Va más que sobrado en lo audiovisual, entonces; aunque resulta casi ofensivo fijarse en los gráficos en un juego como este, Skyward Sword tiene una dirección de arte que puede gustar más o menos (a mí, personalmente, me parece sensacional; tantos los personajes como los entornos, preciosistas y llenos de color, son una gozada para la vista), pero técnicamente lleva Wii hasta el límite. Algunos efectos de iluminación, por ejemplo, son de esos que sólo Nintendo sabe conseguir al explotar su hardware, como ya pasaba con algunos detalles de Super Mario Galaxy, y en todo momento la consola mueve el juego sin problemas por muy amplio que sea el mapa. A medio camino entre conseguir esta fluidez y dar un toque impresionista a la dirección de arte, a medida que los elementos en pantalla se alejan de nuestro personaje se comienza a mostrar un efecto puntillista muy bonito, que va muy bien con todo el arte del juego.

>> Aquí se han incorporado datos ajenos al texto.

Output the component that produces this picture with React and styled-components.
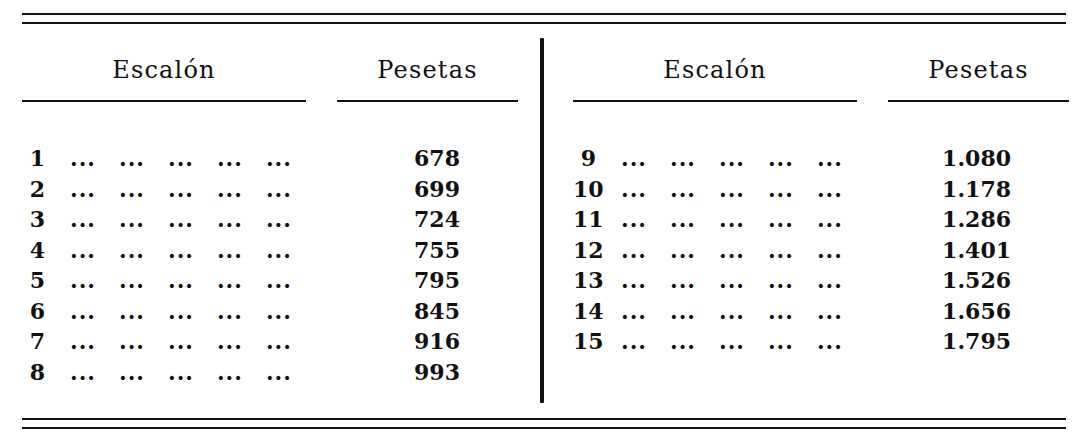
import styled, {createGlobalStyle} from 'styled-components'

const GlobalStyle = createGlobalStyle`
  html, body {
    margin: 0;
    background: #fff;
  }

  body {
    color: #111;
    font-family: "DejaVu Serif", "Liberation Serif", serif;
  }
`

const Page = styled.div`
  width: 1077px;
  height: 436px;
  box-sizing: border-box;
  padding: 13px 0 0 22px;
`

const DoubleRule = styled.div`
  width: 1044px;
  height: 7px;
  border-top: 2px solid #111;
  border-bottom: 2px solid #111;
`

const Body = styled.div`
  display: flex;
  height: 365px;
  margin: 14px 0 15px;
`

const Half = styled.div`
  display: flex;
  flex-direction: column;
  width: 496px;
  padding-top: 19px;
  margin-left: ${p => p.$offset || 0}px;
  margin-right: ${p => p.$trail || 0}px;
`

const Bar = styled.div`
  width: 4px;
  background: #111;
  border-radius: 1px;
`

const Grid = styled.div`
  display: grid;
  grid-template-columns: 284px 181px;
  column-gap: 31px;
`

const HeaderCell = styled.div`
  font-size: 24px;
  line-height: 26px;
  letter-spacing: 1.2px;
  text-align: center;
  padding-bottom: 17px;
  border-bottom: 2px solid #111;
`

const Rows = styled(Grid)`
  padding-top: 41px;
  font-size: 22px;
  font-weight: bold;
  line-height: 30.5px;
`

const Step = styled.div`
  display: flex;
  align-items: baseline;
`

const StepNumber = styled.span`
  width: 23px;
  text-align: right;
`

const Leaders = styled.span`
  display: flex;
  gap: 23px;
  margin-left: 25px;
`

const Dots = styled.span`
  letter-spacing: 1px;
`

const Amount = styled.div`
  text-align: right;
  padding-right: 58px;
`

const left = [
  ['1', '678'], ['2', '699'], ['3', '724'], ['4', '755'],
  ['5', '795'], ['6', '845'], ['7', '916'], ['8', '993'],
]

const right = [
  ['9', '1.080'], ['10', '1.178'], ['11', '1.286'], ['12', '1.401'],
  ['13', '1.526'], ['14', '1.656'], ['15', '1.795'],
]

const Column = ({rows, offset, trail}) => <Half $offset={offset} $trail={trail}>
  <Grid>
    <HeaderCell>Escalón</HeaderCell>
    <HeaderCell>Pesetas</HeaderCell>
  </Grid>
  <Rows>
    {rows.map(([step, amount]) => [
      <Step key={`s${step}`}>
        <StepNumber>{step}</StepNumber>
        <Leaders>
          {[0, 1, 2, 3, 4].map(i => <Dots key={i}>...</Dots>)}
        </Leaders>
      </Step>,
      <Amount key={`a${step}`}>{amount}</Amount>,
    ])}
  </Rows>
</Half>

export default function App() {
  return <>
    <GlobalStyle/>
    <Page>
      <DoubleRule/>
      <Body>
        <Column rows={left} trail={22}/>
        <Bar/>
        <Column rows={right} offset={29}/>
      </Body>
      <DoubleRule/>
    </Page>
  </>
}
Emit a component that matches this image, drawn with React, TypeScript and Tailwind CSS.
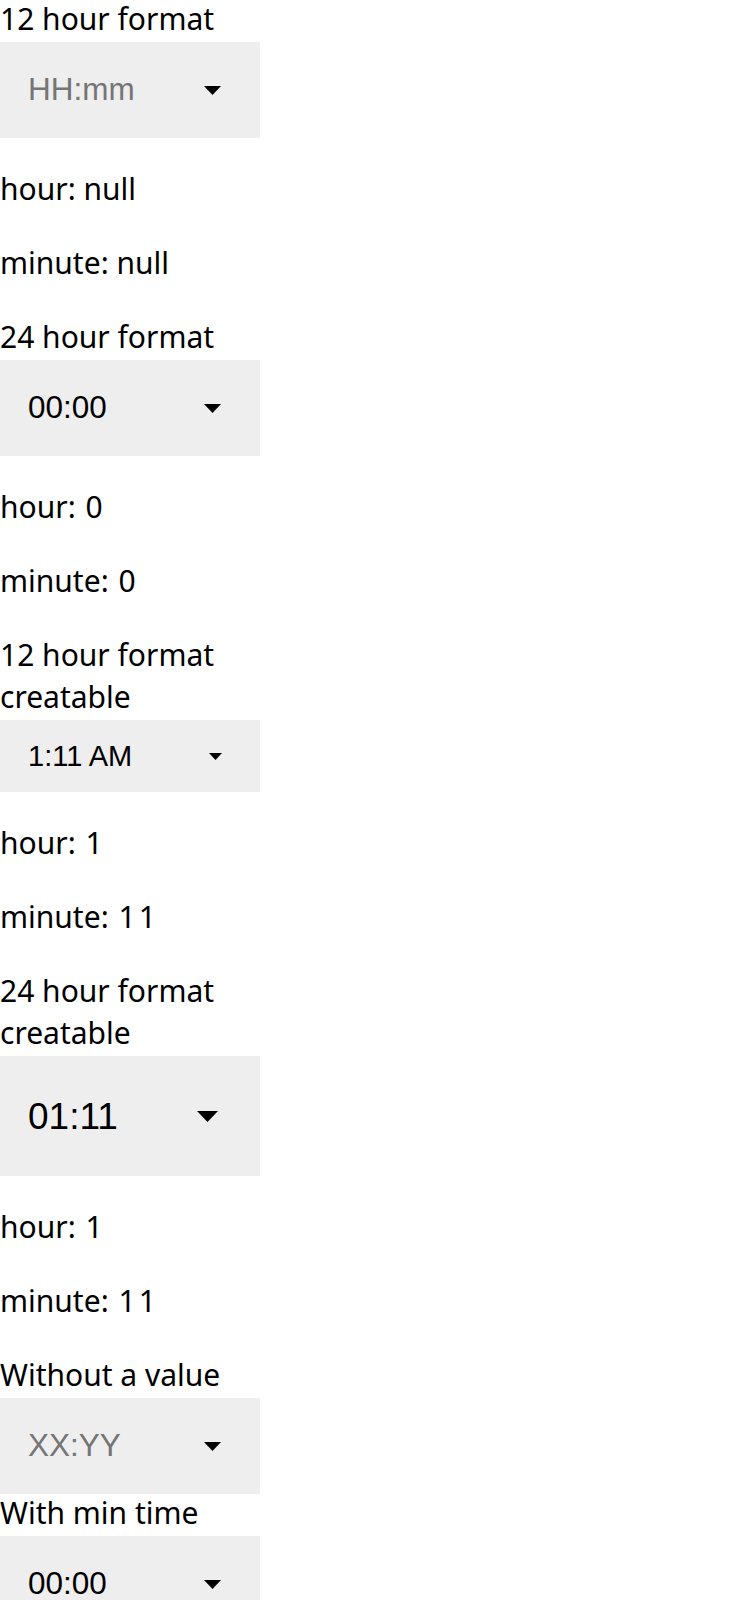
import React from "react";

type Size = "sm" | "md" | "lg";

function Arrow({ size }: { size: Size }) {
  const dims =
    size === "sm" ? { w: 13, h: 7 } : size === "lg" ? { w: 21, h: 11 } : { w: 17, h: 9 };
  return (
    <svg width={dims.w} height={dims.h} viewBox="0 0 10 5" preserveAspectRatio="none" className="shrink-0">
      <path d="M0 0H10L5 5Z" fill="#000" />
    </svg>
  );
}

function TimeSelect({ text, placeholder, size }: { text: string; placeholder?: boolean; size: Size }) {
  const box =
    size === "sm"
      ? "h-[72px] text-[29px] pr-[38px]"
      : size === "lg"
      ? "h-[120px] text-[37px] pr-[42px]"
      : "h-[96px] text-[31.5px] pr-[39px]";
  return (
    <div
      className={`flex w-[260px] items-center justify-between bg-[#eeeeee] pl-[28px] font-['Liberation_Sans',Arial,sans-serif] leading-none ${box}`}
    >
      <span className={placeholder ? "text-[#757575]" : "text-black"}>{text}</span>
      <Arrow size={size} />
    </div>
  );
}

function Label({ children, first }: { children: React.ReactNode; first?: boolean }) {
  return (
    <div className={`${first ? "mt-[-2px]" : "mt-[32px]"} mb-[2px] leading-[42px]`}>{children}</div>
  );
}

function Line({
  name,
  value,
  afterSelect,
}: {
  name: string;
  value: string;
  afterSelect?: boolean;
}) {
  const numeric = /^\d+$/.test(value);
  return (
    <p className={`${afterSelect ? "mt-[30px]" : "mt-[32px]"} leading-[42px]`}>
      {name}:{" "}
      <span className={numeric ? "ml-[2px] tracking-[3px]" : ""}>{value}</span>
    </p>
  );
}

export default function App() {
  return (
    <div className="min-h-[1600px] w-[750px] bg-white">
      <div className="flex w-[260px] flex-col font-['Noto_Sans',sans-serif] text-[30px] text-black">
        <Label first>12 hour format</Label>
        <TimeSelect text="HH:mm" placeholder size="md" />
        <Line afterSelect name="hour" value="null" />
        <Line name="minute" value="null" />

        <Label>24 hour format</Label>
        <TimeSelect text="00:00" size="md" />
        <Line afterSelect name="hour" value="0" />
        <Line name="minute" value="0" />

        <Label>12 hour format creatable</Label>
        <TimeSelect text="1:11 AM" size="sm" />
        <Line afterSelect name="hour" value="1" />
        <Line name="minute" value="11" />

        <Label>24 hour format creatable</Label>
        <TimeSelect text="01:11" size="lg" />
        <Line afterSelect name="hour" value="1" />
        <Line name="minute" value="11" />

        <Label>Without a value</Label>
        <TimeSelect text="XX:YY" placeholder size="md" />

        <Label first>With min time</Label>
        <TimeSelect text="00:00" size="md" />
      </div>
    </div>
  );
}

Si analizado por partes casi todo en Skyward Sword es magistral, visto en conjunto las aristas que podrían necesitar un poco de pulido (sólo un poco: no hay prácticamente nada en el juego que haya considerado, como mínimo, muy bueno, y sólo ha sido así en contadísimas ocasiones) se disuelven para dejar paso a lo que realmente es esta última leyenda de Zelda: un conjunto perfecto, una clase magistral de diseño de videojuegos, una glorificación de un modo de entender el entretenimiento interactivo con raíces en el pasado, los pies en el presente y la mirada en lo que todavía está por venir. Llevo muchos años jugando a Zelda; tantos, que apenas guardo recuerdos claros de la primera vez que jugué. Hacía diez años que no me entusiasmaba tanto, que no sentía con tantísima intensidad esa alegría de estar dedicando mi tiempo a un juego feliz, un producto fuera del tiempo, que sale ahora pero que vivirá, como siempre ha pasado con la saga Zelda, tanto como vivan sus jugadores. Si el objetivo de Nintendo era conseguir superar a Ocarina of Time, desde aquí solo puedo ponerme en pie y aplaudir, porque lo han conseguido, y creedme: no es un trabajo sencillo.